Brea Perry, a Raleigh resident who supported the resolution, challenged the City Council’s “moral clarity.”

“What does Palestine have to do with Raleigh?” Perry asked rhetorically. “Even if you aren’t immediately able to make the local and global connections ... it should be enough that you have Palestinian constituents. It should be enough that your Palestinian constituents are waking up daily to more news of their people being massacred.”

Palestinian Americans make up less than 1% of residents in Wake County but the group is spread across the state and country. Three-quarters of Muslim Americans are immigrants or the children of immigrants, according to a study by the Pew Research Center.

City Council members Black and Christina Jones were the only two to address the calls for a cease-fire during the meeting.

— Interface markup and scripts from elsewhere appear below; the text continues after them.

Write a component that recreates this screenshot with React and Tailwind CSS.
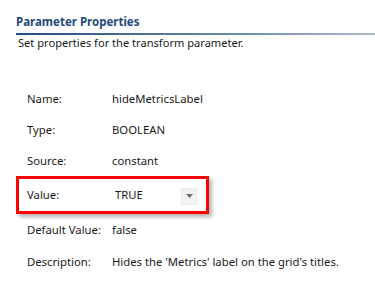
import React from 'react';

function Row({ label, value, h = 'h-[31px]' }) {
  return (
    <div className={`flex items-center ${h} pl-[27px] text-[11.3px] text-[#1a1a1a]`}>
      <span className="w-[85px] shrink-0">{label}</span>
      <span>{value}</span>
    </div>
  );
}

export default function App() {
  return (
    <div className="w-[375px] h-[287px] bg-white overflow-hidden font-['Noto_Sans',sans-serif]">
      <div className="pt-[14px] pl-[16px]">
        <h1 className="text-[11.5px] leading-[16px] font-bold text-[#1f497d]">Parameter Properties</h1>
        <div className="mt-[3px] h-[2px] bg-gradient-to-r from-[#1f4e7e] via-[#5d7fa5] to-[#a9b9cf]" />
        <p className="pl-[2px] text-[11.1px] leading-[16px] text-[#1a1a1a]">Set properties for the transform parameter.</p>
      </div>

      <div className="mt-[33px]">
        <Row label="Name:" value="hideMetricsLabel" />
        <Row label="Type:" value="BOOLEAN" />
        <Row label="Source:" value="constant" />
        <div className="-mt-[1px] ml-[16px] w-[193px] h-[38px] border-[3px] border-[#ff0000] shadow-[3px_3px_4px_rgba(0,0,0,0.3)] flex items-center pl-[8px] text-[11.3px] text-[#1a1a1a]">
          <span className="w-[88px] shrink-0">Value:</span>
          <span className="flex-1">TRUE</span>
          <span className="mr-[9px] w-[16px] h-[17px] mt-[2px] bg-[#f2f2f2] border border-[#ebebeb] flex items-center justify-center">
            <svg width="7" height="4" viewBox="0 0 7 4"><path d="M0 0h7L3.5 4z" fill="#6a6a6a" /></svg>
          </span>
        </div>
        <Row label="Default Value:" value="false" h="h-[32px]" />
        <Row label="Description:" value="Hides the 'Metrics' label on the grid's titles." h="h-[32px]" />
      </div>
    </div>
  );
}
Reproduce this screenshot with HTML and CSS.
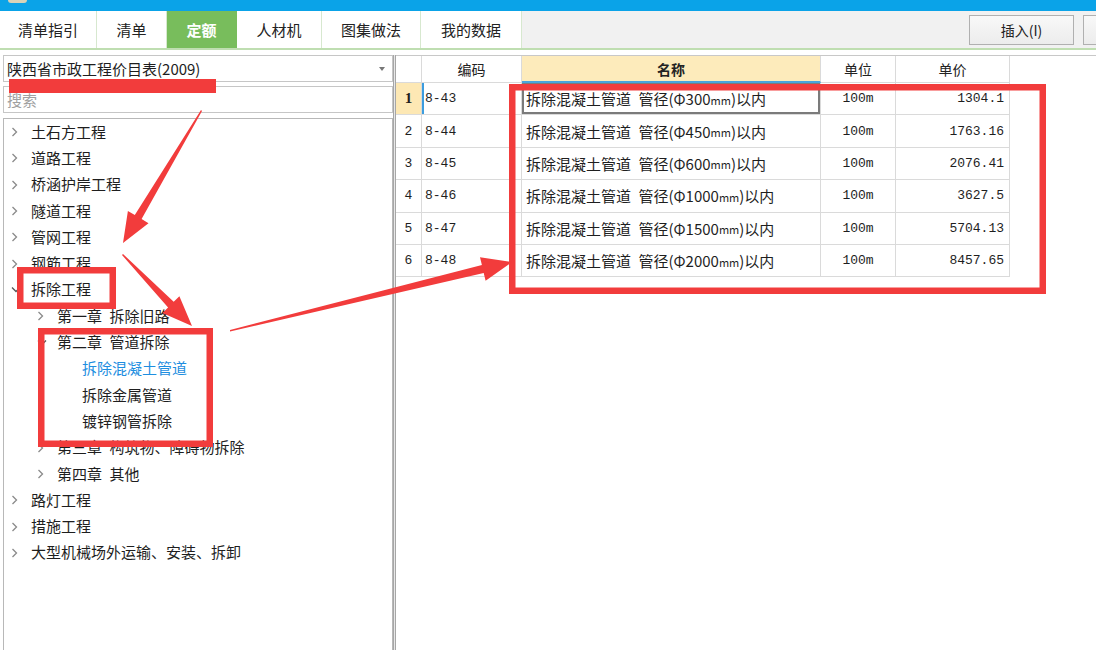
FILE: index.html
```html
<!DOCTYPE html>
<html>
<head>
<meta charset="utf-8">
<link rel="stylesheet" href="styles.css">
</head>
<body>
<div class="app">
  <div class="titlebar"><span class="logo"></span></div>
  <div class="tabbar">
    <div class="tab t1">清单指引</div>
    <div class="tab t2">清单</div>
    <div class="tab t3 active">定额</div>
    <div class="tab t4">人材机</div>
    <div class="tab t5">图集做法</div>
    <div class="tab t6">我的数据</div>
    <div class="tools">
      <button class="btn">插入(I)</button>
      <button class="btn"></button>
    </div>
  </div>
  <div class="main">
    <div class="left">
      <div class="combo"><span class="combo-text">陕西省市政工程价目表(2009)</span><span class="combo-arrow"></span></div>
      <div class="search">搜索</div>
      <div class="tree">
        <div class="node l1"><span class="chev"><svg width="7" height="10" viewBox="0 0 7 10"><polyline points="1.5,1 5.5,5 1.5,9" fill="none" stroke="#8a8a8a" stroke-width="1.3"/></svg></span>土石方工程</div>
        <div class="node l1"><span class="chev"><svg width="7" height="10" viewBox="0 0 7 10"><polyline points="1.5,1 5.5,5 1.5,9" fill="none" stroke="#8a8a8a" stroke-width="1.3"/></svg></span>道路工程</div>
        <div class="node l1"><span class="chev"><svg width="7" height="10" viewBox="0 0 7 10"><polyline points="1.5,1 5.5,5 1.5,9" fill="none" stroke="#8a8a8a" stroke-width="1.3"/></svg></span>桥涵护岸工程</div>
        <div class="node l1"><span class="chev"><svg width="7" height="10" viewBox="0 0 7 10"><polyline points="1.5,1 5.5,5 1.5,9" fill="none" stroke="#8a8a8a" stroke-width="1.3"/></svg></span>隧道工程</div>
        <div class="node l1"><span class="chev"><svg width="7" height="10" viewBox="0 0 7 10"><polyline points="1.5,1 5.5,5 1.5,9" fill="none" stroke="#8a8a8a" stroke-width="1.3"/></svg></span>管网工程</div>
        <div class="node l1"><span class="chev"><svg width="7" height="10" viewBox="0 0 7 10"><polyline points="1.5,1 5.5,5 1.5,9" fill="none" stroke="#8a8a8a" stroke-width="1.3"/></svg></span>钢筋工程</div>
        <div class="node l1"><span class="chev"><svg width="10" height="7" viewBox="0 0 10 7"><polyline points="1,1.5 5,5.5 9,1.5" fill="none" stroke="#555" stroke-width="1.3"/></svg></span>拆除工程</div>
        <div class="node l2"><span class="chev"><svg width="7" height="10" viewBox="0 0 7 10"><polyline points="1.5,1 5.5,5 1.5,9" fill="none" stroke="#8a8a8a" stroke-width="1.3"/></svg></span>第一章&ensp;拆除旧路</div>
        <div class="node l2"><span class="chev"><svg width="10" height="7" viewBox="0 0 10 7"><polyline points="1,1.5 5,5.5 9,1.5" fill="none" stroke="#555" stroke-width="1.3"/></svg></span>第二章&ensp;管道拆除</div>
        <div class="node l3 selected">拆除混凝土管道</div>
        <div class="node l3">拆除金属管道</div>
        <div class="node l3">镀锌钢管拆除</div>
        <div class="node l2"><span class="chev"><svg width="7" height="10" viewBox="0 0 7 10"><polyline points="1.5,1 5.5,5 1.5,9" fill="none" stroke="#8a8a8a" stroke-width="1.3"/></svg></span>第三章&ensp;构筑物、障碍物拆除</div>
        <div class="node l2"><span class="chev"><svg width="7" height="10" viewBox="0 0 7 10"><polyline points="1.5,1 5.5,5 1.5,9" fill="none" stroke="#8a8a8a" stroke-width="1.3"/></svg></span>第四章&ensp;其他</div>
        <div class="node l1"><span class="chev"><svg width="7" height="10" viewBox="0 0 7 10"><polyline points="1.5,1 5.5,5 1.5,9" fill="none" stroke="#8a8a8a" stroke-width="1.3"/></svg></span>路灯工程</div>
        <div class="node l1"><span class="chev"><svg width="7" height="10" viewBox="0 0 7 10"><polyline points="1.5,1 5.5,5 1.5,9" fill="none" stroke="#8a8a8a" stroke-width="1.3"/></svg></span>措施工程</div>
        <div class="node l1"><span class="chev"><svg width="7" height="10" viewBox="0 0 7 10"><polyline points="1.5,1 5.5,5 1.5,9" fill="none" stroke="#8a8a8a" stroke-width="1.3"/></svg></span>大型机械场外运输、安装、拆卸</div>
      </div>
    </div>
    <div class="splitter"></div>
    <div class="right">
      <div class="grid">
        <div class="hd"></div>
        <div class="hd">编码</div>
        <div class="hd name-hd">名称</div>
        <div class="hd">单位</div>
        <div class="hd">单价</div>

        <div class="c num cur">1</div>
        <div class="c code curcode">8-43</div>
        <div class="c name sel">拆除混凝土管道&ensp;管径(Φ300<span class="mm">mm</span>)以内</div>
        <div class="c unit">100m</div>
        <div class="c price">1304.1</div>

        <div class="c num">2</div>
        <div class="c code">8-44</div>
        <div class="c name">拆除混凝土管道&ensp;管径(Φ450<span class="mm">mm</span>)以内</div>
        <div class="c unit">100m</div>
        <div class="c price">1763.16</div>

        <div class="c num">3</div>
        <div class="c code">8-45</div>
        <div class="c name">拆除混凝土管道&ensp;管径(Φ600<span class="mm">mm</span>)以内</div>
        <div class="c unit">100m</div>
        <div class="c price">2076.41</div>

        <div class="c num">4</div>
        <div class="c code">8-46</div>
        <div class="c name">拆除混凝土管道&ensp;管径(Φ1000<span class="mm">mm</span>)以内</div>
        <div class="c unit">100m</div>
        <div class="c price">3627.5</div>

        <div class="c num">5</div>
        <div class="c code">8-47</div>
        <div class="c name">拆除混凝土管道&ensp;管径(Φ1500<span class="mm">mm</span>)以内</div>
        <div class="c unit">100m</div>
        <div class="c price">5704.13</div>

        <div class="c num">6</div>
        <div class="c code">8-48</div>
        <div class="c name">拆除混凝土管道&ensp;管径(Φ2000<span class="mm">mm</span>)以内</div>
        <div class="c unit">100m</div>
        <div class="c price">8457.65</div>
      </div>
    </div>
  </div>

  <svg class="overlay" width="1096" height="650" viewBox="0 0 1096 650">
    <rect x="9" y="79" width="207" height="14" fill="#f23c3c"/>
    <g fill="none" stroke="#f23c3c" stroke-width="6.5">
      <rect x="20.25" y="270.25" width="92.5" height="35.5"/>
      <rect x="41.25" y="331.25" width="168.5" height="112.5"/>
      <rect x="512.25" y="87.25" width="530.5" height="203.5"/>
    </g>
    <g fill="#f23c3c">
      <polygon points="201,110 202,111 141.6,219.1 148.5,223.2 123,243 127.9,211 134.8,215.1"/>
      <polygon points="122,255 123,254 173.7,301.8 179.4,296.2 192,326 162.4,313 168.1,307.4"/>
      <polygon points="230,330 230,331.5 483.7,272.9 485.6,280.7 512,262 480,257.3 481.9,265.1"/>
    </g>
  </svg>
</div>
</body>
</html>
```

FILE: styles.css
```css
* { box-sizing: border-box; }
html, body { margin: 0; padding: 0; }
body {
  width: 1096px;
  height: 650px;
  overflow: hidden;
  background: #ffffff;
  font-family: "Noto Sans CJK SC", "Liberation Sans", sans-serif;
  color: #1e1e1e;
}
.app {
  position: relative;
  width: 1096px;
  height: 650px;
  display: flex;
  flex-direction: column;
}
.titlebar {
  height: 11px;
  background: #0aa3e8;
  flex: none;
  position: relative;
}
.logo {
  position: absolute;
  left: 8px;
  top: -6px;
  width: 19px;
  height: 9px;
  border-radius: 3px;
  background: #d9d3b8;
}
.tabbar {
  height: 39px;
  flex: none;
  display: flex;
  background: #f1f1f1;
  border-bottom: 2px solid #bfdeb1;
  overflow: hidden;
}
.tab {
  flex: none;
  display: flex;
  align-items: center;
  justify-content: center;
  background: #ffffff;
  border-right: 1px solid #d7e8cf;
  font-size: 15px;
  color: #222;
  padding-bottom: 1px;
}
.t1 { width: 97px; }
.t2 { width: 70px; }
.t3 { width: 70px; }
.t4 { width: 85px; }
.t5 { width: 99px; }
.t6 { width: 101px; }
.tab.active {
  background: #78bd5c;
  color: #ffffff;
  font-weight: bold;
  border-right-color: #78bd5c;
}
.tools {
  display: flex;
  gap: 9px;
  margin-left: 447px;
  padding-top: 4px;
  flex: none;
}
.btn {
  width: 105px;
  height: 30px;
  flex: none;
  border: 1px solid #b0b0b0;
  background: linear-gradient(#f8f8f8, #ececec);
  font-family: "Noto Sans CJK SC", "Liberation Sans", sans-serif;
  font-size: 14px;
  color: #222;
  padding: 0;
}
.main {
  flex: 1;
  display: flex;
  padding-top: 5px;
  min-height: 0;
}
.left {
  width: 393px;
  flex: none;
  padding-left: 3px;
  display: flex;
  flex-direction: column;
}
.combo {
  height: 27px;
  border: 1px solid #c6c6c6;
  display: flex;
  align-items: center;
  justify-content: space-between;
  padding: 0 7px 0 3px;
  font-size: 15px;
  color: #1e1e1e;
}
.combo-arrow {
  width: 0;
  height: 0;
  border-left: 3.5px solid transparent;
  border-right: 3.5px solid transparent;
  border-top: 4px solid #777;
}
.search {
  margin-top: 4px;
  height: 27px;
  border: 1px solid #c6c6c6;
  padding-left: 3px;
  display: flex;
  align-items: center;
  font-size: 15px;
  color: #a0a0a0;
}
.tree {
  margin-top: 5px;
  flex: 1;
  border: 1px solid #b8b8b8;
  border-bottom: none;
  padding-top: 0;
}
.node {
  height: 26.3px;
  display: flex;
  align-items: center;
  font-size: 15px;
  color: #1e1e1e;
  white-space: nowrap;
  padding-bottom: 2px;
}
.chev {
  width: 20px;
  flex: none;
  display: flex;
  align-items: center;
  padding-top: 2px;
}
.chev svg { display: block; }
.l1 { padding-left: 7px; }
.l2 { padding-left: 33px; }
.l3 { padding-left: 78px; }
.node.selected { color: #1e8ee0; }
.splitter {
  width: 3px;
  flex: none;
  border-left: 1px solid #a6a6a6;
  border-right: 1px solid #a6a6a6;
  background: #e8e8e8;
}
.right {
  flex: 1;
  border-top: 1px solid #c8c8c8;
}
.grid {
  display: grid;
  grid-template-columns: 26px 100px 299px 75px 114px;
  grid-template-rows: 27px repeat(6, 32.4px);
}
.hd {
  border-right: 1px solid #dadada;
  border-bottom: 1px solid #dadada;
  display: flex;
  align-items: center;
  justify-content: center;
  font-size: 14px;
  color: #222;
}
.name-hd {
  background: #fdebbb;
  font-weight: bold;
  border-bottom: 2px solid #49a5dd;
}
.c {
  border-right: 1px solid #dadada;
  border-bottom: 1px solid #dadada;
  display: flex;
  align-items: center;
  white-space: nowrap;
  overflow: hidden;
}
.num {
  justify-content: center;
  font-family: "Liberation Mono", monospace;
  font-size: 13px;
}
.num.cur {
  background: #fde8b4;
  font-family: "Liberation Serif", serif;
  font-weight: bold;
  font-size: 15px;
}
.code {
  padding-left: 3px;
  font-family: "Liberation Mono", monospace;
  font-size: 13px;
}
.curcode { box-shadow: inset 2px 0 0 #3c9ddf; }
.name {
  padding-left: 4px;
  font-size: 15px;
}
.mm {
  font-size: 11px;
  padding-top: 2px;
}
.sel { box-shadow: inset 0 0 0 2px #7b7b7b; }
.unit {
  justify-content: center;
  font-family: "Liberation Mono", monospace;
  font-size: 13px;
}
.price {
  justify-content: flex-end;
  padding-right: 5px;
  font-family: "Liberation Mono", monospace;
  font-size: 13px;
}
.overlay {
  position: absolute;
  left: 0;
  top: 0;
  pointer-events: none;
}
```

Both said they supported a resolution.

Black said the council has received thousands of emails asking them to sign a cease-fire resolution, and hundreds asking them not to.

“I have always condemned all harm and loss of life,” Black said. “I condemn the loss of life that took place on Oct. 7. ... I also condemn the ongoing loss of life of the more than 14,000 children, women and fathers from the indiscriminate bombing in Gaza.”

Black, who has been active in the Black Lives Matter and environmental justice movements, supports a cease-fire because she is a “human first before anything else” she said and added, “but most importantly, immediately after that, I am an advocate and a Black woman.”

Jones thanked the speakers Tuesday for their willingness to hold the City Council accountable and thanked Black for speaking out against the war.

“I do value human life,” Jones said. “I echo everything that (Black) said because I think it was beautiful and it touched on all the feelings that we’re all going through. There’s so much hurt in this world.”

On Wednesday, a spokesperson for the city said they had no comment on the cease-fire resolution. It was unclear if the council would consider the document any further.